To investigate file encoding problems it can also be useful to view the raw file in a hex editor. For example just open https://hexed.it/ in a browser and drag the file into it to open it locally. Enter 7997 on the right in the “Go to” field.

c-rob · April 3, 2024, 9:20am

A tab-delimited file uses tabs to separate columns in each line, instead of commas in a CSV file.

I use a macro to save the current spreadsheet tab as a tab-delimited file. But a tab-delimited file from Excel is made like this:

Open the Excel file to export.
Go to File, click More, then Export.
Click Change File Type. Choose tab-delimited .txt file.
Click Save Icon.

The position given in the error message is a byte position, while Notepad++ will presumably show you a character position (and might also translate newlines).
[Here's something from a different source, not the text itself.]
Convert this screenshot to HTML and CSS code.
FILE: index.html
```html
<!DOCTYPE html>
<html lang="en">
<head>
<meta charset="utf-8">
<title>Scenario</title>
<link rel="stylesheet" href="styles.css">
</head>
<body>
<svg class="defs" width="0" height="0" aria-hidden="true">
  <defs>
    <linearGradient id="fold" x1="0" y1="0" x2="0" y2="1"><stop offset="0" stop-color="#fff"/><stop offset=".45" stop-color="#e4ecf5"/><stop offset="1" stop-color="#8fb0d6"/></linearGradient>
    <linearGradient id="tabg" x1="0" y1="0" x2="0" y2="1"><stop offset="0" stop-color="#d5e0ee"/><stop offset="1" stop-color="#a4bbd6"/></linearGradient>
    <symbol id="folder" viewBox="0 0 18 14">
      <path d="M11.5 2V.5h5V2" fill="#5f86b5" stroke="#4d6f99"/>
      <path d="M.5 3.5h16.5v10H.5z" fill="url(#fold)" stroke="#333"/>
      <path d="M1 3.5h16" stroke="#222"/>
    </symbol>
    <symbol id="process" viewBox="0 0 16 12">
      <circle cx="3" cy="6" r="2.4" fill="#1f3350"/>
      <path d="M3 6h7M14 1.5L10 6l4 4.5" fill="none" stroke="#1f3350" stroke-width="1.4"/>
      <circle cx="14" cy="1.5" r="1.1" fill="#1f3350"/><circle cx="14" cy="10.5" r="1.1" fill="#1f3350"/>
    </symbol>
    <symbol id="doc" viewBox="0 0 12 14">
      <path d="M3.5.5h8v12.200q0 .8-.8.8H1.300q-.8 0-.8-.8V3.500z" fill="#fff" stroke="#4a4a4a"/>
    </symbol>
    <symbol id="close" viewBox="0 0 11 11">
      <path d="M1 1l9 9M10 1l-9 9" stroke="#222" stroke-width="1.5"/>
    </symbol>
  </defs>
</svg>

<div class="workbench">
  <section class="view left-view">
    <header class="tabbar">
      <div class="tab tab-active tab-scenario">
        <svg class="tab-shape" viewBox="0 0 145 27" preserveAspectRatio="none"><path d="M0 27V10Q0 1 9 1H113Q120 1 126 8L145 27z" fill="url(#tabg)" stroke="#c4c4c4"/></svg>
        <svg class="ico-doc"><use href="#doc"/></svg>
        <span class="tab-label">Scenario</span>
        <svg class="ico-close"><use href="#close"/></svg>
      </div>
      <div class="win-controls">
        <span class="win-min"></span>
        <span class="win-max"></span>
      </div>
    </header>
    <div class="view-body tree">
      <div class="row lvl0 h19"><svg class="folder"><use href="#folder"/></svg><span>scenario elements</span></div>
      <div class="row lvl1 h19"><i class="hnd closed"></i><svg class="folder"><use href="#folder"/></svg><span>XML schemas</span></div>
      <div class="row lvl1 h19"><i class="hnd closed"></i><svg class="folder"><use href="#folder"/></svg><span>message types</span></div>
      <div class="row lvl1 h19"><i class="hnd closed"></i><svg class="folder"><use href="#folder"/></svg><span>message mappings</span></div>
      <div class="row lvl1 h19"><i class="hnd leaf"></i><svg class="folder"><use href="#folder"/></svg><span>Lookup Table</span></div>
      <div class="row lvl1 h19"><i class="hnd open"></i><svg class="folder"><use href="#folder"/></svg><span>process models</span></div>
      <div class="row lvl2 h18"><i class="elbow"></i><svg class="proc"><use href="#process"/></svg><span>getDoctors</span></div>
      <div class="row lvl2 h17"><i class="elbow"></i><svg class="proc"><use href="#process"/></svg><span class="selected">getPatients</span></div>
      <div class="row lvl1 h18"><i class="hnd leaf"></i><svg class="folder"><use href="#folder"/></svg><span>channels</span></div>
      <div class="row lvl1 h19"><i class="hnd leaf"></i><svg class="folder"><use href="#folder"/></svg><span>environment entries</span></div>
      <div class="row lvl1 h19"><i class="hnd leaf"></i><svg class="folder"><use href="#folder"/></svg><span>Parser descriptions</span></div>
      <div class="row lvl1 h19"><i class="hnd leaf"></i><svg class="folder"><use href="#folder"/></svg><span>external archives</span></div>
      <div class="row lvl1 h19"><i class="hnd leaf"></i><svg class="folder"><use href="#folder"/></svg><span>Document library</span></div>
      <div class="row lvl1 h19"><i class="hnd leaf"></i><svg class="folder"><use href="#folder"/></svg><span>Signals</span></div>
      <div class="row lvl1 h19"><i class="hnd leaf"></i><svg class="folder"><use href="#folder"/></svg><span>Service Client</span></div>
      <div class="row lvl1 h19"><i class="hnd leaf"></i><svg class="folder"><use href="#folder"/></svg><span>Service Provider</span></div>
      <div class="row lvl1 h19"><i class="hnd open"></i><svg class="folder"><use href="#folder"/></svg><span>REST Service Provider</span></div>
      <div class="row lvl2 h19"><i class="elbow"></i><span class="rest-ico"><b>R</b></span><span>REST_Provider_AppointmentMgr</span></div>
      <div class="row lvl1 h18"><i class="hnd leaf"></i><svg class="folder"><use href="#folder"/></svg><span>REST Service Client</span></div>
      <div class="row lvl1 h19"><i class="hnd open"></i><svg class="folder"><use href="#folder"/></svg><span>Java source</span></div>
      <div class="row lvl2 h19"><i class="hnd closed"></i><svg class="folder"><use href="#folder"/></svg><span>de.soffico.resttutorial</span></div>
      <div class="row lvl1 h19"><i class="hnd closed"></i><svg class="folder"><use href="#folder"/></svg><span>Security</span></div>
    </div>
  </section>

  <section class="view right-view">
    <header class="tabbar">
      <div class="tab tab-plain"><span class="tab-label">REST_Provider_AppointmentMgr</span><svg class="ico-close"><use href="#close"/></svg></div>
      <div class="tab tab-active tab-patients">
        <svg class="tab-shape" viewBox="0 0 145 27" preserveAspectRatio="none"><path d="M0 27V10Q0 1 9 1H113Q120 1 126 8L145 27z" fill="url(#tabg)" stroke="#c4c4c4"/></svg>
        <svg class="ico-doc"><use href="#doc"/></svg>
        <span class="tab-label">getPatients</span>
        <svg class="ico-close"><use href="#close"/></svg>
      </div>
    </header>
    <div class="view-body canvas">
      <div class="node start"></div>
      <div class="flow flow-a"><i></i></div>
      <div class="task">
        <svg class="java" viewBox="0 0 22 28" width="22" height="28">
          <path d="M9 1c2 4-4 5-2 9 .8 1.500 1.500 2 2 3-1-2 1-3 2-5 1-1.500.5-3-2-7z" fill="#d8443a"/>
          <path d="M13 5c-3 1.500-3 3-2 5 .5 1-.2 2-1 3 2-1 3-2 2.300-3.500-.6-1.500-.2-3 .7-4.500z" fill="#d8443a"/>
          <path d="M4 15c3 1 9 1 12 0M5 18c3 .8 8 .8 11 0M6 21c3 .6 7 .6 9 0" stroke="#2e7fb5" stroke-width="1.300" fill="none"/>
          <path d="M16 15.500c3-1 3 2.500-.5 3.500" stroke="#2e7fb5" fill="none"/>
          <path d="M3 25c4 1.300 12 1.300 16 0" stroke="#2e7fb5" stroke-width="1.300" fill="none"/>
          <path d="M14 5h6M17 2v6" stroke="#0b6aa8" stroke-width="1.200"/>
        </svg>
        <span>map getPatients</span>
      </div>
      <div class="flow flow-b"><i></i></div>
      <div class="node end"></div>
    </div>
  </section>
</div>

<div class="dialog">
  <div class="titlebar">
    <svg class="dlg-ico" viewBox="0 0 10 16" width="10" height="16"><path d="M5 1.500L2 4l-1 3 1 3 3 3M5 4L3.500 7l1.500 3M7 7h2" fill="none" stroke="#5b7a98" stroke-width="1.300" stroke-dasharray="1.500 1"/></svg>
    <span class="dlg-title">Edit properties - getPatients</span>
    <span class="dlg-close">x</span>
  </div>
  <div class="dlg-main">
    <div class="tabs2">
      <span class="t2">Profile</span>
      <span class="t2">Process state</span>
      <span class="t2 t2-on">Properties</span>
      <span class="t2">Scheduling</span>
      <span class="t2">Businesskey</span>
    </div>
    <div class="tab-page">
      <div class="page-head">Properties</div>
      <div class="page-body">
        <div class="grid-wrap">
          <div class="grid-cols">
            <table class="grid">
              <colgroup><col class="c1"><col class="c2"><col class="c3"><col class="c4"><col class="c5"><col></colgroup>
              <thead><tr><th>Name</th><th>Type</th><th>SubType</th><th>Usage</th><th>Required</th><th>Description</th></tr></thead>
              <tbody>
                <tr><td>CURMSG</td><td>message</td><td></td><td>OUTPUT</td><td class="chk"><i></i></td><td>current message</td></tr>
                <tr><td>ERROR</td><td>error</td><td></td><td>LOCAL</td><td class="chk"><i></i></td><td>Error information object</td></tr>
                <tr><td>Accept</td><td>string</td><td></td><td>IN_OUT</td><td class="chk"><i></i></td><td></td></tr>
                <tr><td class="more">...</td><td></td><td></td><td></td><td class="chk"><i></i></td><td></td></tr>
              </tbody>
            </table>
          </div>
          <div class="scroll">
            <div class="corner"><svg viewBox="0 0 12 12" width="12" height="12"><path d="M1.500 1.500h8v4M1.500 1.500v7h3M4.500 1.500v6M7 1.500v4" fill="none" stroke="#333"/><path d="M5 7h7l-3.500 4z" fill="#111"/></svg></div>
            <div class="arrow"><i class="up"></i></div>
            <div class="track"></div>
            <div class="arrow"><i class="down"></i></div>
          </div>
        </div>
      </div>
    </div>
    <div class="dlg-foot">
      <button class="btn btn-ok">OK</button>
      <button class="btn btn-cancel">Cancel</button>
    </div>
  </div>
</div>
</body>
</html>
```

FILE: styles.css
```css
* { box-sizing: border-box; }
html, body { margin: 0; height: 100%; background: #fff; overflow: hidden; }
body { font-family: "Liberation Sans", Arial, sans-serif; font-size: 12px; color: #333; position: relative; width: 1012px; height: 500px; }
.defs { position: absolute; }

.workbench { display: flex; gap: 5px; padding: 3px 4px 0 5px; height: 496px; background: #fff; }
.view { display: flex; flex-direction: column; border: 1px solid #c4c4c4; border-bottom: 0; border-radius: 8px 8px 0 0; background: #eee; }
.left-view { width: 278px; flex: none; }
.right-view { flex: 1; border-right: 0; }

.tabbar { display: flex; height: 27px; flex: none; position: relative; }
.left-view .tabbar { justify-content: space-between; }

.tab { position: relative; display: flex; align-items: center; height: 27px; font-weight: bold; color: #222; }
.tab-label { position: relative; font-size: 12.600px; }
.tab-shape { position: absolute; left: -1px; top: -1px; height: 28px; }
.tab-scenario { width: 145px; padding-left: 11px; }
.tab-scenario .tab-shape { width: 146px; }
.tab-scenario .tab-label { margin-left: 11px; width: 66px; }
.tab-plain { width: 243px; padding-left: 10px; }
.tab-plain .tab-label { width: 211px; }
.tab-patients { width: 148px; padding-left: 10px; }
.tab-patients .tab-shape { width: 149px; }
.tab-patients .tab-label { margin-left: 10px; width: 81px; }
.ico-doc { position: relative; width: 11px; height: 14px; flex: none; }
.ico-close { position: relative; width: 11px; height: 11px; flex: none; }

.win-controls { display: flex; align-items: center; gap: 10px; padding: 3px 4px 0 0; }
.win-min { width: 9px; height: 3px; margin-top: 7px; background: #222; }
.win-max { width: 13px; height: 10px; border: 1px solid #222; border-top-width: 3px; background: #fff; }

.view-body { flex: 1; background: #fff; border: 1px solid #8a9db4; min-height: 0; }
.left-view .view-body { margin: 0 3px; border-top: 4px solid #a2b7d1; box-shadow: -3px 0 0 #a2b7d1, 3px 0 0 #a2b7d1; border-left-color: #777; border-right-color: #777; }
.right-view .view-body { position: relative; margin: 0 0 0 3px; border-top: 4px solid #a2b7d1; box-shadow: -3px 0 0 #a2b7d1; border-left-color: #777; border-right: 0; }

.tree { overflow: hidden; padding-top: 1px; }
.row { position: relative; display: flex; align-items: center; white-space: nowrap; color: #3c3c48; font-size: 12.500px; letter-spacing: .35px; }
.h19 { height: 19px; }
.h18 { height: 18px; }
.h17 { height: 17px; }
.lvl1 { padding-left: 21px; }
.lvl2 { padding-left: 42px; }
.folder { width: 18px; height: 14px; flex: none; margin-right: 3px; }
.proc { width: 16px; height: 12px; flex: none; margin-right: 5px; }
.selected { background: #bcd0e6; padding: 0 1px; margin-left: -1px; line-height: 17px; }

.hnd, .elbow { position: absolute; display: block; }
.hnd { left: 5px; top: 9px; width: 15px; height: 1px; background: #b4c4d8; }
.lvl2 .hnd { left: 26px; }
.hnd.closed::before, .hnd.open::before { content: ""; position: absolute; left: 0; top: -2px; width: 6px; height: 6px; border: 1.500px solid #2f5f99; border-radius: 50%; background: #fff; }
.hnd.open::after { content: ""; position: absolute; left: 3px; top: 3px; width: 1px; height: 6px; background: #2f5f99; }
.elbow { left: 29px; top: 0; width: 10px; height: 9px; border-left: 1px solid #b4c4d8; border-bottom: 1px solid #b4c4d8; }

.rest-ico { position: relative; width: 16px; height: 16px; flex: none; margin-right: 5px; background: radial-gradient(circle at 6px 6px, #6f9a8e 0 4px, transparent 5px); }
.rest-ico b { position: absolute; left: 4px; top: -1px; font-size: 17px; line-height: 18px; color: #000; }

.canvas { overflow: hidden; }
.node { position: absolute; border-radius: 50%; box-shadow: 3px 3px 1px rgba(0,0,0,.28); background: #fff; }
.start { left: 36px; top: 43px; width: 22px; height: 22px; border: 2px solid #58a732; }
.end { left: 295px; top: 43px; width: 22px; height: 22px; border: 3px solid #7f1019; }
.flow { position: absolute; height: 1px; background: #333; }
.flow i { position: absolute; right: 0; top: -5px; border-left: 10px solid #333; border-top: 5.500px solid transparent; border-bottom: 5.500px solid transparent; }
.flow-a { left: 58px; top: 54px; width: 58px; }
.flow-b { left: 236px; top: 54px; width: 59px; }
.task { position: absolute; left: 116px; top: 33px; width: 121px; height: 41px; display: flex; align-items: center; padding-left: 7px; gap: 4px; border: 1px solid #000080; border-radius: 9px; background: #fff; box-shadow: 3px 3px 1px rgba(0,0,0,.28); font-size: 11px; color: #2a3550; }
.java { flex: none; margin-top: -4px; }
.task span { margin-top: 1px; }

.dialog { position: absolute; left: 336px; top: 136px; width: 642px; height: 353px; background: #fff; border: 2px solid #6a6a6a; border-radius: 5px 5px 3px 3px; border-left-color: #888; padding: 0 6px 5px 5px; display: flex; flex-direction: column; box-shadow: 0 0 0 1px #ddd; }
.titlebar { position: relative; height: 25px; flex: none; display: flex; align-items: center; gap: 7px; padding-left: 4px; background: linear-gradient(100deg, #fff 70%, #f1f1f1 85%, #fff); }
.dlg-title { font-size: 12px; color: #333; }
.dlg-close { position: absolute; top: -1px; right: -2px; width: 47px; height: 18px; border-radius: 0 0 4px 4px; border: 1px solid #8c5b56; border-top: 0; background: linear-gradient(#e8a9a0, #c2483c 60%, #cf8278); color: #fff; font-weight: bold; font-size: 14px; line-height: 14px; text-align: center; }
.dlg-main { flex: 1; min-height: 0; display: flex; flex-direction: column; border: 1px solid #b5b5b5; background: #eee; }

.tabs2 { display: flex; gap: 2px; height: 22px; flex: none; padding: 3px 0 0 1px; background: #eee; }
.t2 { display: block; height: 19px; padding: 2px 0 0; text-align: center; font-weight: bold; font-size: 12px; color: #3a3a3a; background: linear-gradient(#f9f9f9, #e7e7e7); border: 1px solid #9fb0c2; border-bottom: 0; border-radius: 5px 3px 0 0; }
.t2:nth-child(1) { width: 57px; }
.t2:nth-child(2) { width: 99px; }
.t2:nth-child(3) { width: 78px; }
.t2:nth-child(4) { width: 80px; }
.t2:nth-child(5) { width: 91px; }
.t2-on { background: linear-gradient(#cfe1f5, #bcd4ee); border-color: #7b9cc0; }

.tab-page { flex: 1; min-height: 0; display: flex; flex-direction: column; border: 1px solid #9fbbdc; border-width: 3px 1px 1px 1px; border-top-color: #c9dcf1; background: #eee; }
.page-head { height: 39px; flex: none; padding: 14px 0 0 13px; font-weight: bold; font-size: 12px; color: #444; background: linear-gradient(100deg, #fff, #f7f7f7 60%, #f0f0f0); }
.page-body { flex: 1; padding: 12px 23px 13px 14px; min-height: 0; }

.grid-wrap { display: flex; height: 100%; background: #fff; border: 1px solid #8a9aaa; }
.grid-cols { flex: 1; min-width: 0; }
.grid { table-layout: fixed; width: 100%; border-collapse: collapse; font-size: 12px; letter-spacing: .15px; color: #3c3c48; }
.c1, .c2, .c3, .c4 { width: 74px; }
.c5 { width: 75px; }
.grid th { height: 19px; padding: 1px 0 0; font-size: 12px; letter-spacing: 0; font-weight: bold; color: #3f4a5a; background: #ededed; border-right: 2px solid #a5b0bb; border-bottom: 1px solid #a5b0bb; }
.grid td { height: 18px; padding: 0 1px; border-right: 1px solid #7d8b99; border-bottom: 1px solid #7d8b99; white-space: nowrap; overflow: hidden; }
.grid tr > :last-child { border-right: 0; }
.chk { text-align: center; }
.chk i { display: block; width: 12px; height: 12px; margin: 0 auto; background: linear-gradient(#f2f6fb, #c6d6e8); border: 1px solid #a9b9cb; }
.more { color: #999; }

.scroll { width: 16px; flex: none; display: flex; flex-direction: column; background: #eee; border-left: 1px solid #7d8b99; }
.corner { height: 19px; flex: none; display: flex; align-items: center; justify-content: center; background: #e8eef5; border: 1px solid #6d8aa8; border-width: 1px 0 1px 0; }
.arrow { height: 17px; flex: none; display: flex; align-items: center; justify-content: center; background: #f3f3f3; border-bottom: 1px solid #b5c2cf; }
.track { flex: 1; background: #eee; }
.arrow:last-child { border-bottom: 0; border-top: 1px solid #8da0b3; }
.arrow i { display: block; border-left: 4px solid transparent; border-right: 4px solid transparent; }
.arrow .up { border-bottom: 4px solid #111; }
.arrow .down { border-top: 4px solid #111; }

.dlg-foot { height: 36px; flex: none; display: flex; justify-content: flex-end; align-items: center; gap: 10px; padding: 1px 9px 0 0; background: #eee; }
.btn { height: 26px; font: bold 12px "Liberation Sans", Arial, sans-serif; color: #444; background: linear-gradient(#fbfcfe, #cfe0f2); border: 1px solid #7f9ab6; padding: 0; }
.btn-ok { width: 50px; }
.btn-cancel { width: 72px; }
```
No, it’s a programmer’s text editor so it can take me to a line position, or byte position. I thought it had a hex view mode but I couldn’t find it. Maybe it has a plugin to show stuff in hex mode.

c-rob · April 3, 2024, 9:24am

That’s a great tool I will save, but I cannot use it for this file as the file has customer data. Can you recommend a Windows Desktop app for a hex editor? I haven’t used one in 15 years. I will need to find and probably edit certain hex values in the file then save the 12MB file.

kknechtel · April 3, 2024, 9:58am

And there’s no option in this process anywhere to select a text encoding?

How did data get input to begin with? Did the customer just give you a .xlsx file to start with or something?

Reading the file in binary mode and translating the byte values into hex digits works. It’s certainly not user-friendly, but it shows you the important part for debugging. That was the point of the code I suggested to you.

petersuter · April 3, 2024, 11:08am

This is not UTF-8 encoded here, but uses some locale, probably cp1252.

You can instead click “Save as Another File Type” there and then “Unicode Text”, that’s then tab-delimited UTF-16 I think.

I think it doesn’t upload the data anywhere, it’s a local app running in your browser only, but I understand.

“010 Editor” is excellent, but this question is probably offtopic on this forum.

@kknechtel’s advice above to use Python is also excellent of course.

MRAB · April 3, 2024, 3:42pm

I use EditPad Pro (paid), but there’s also EditPad Lite (free).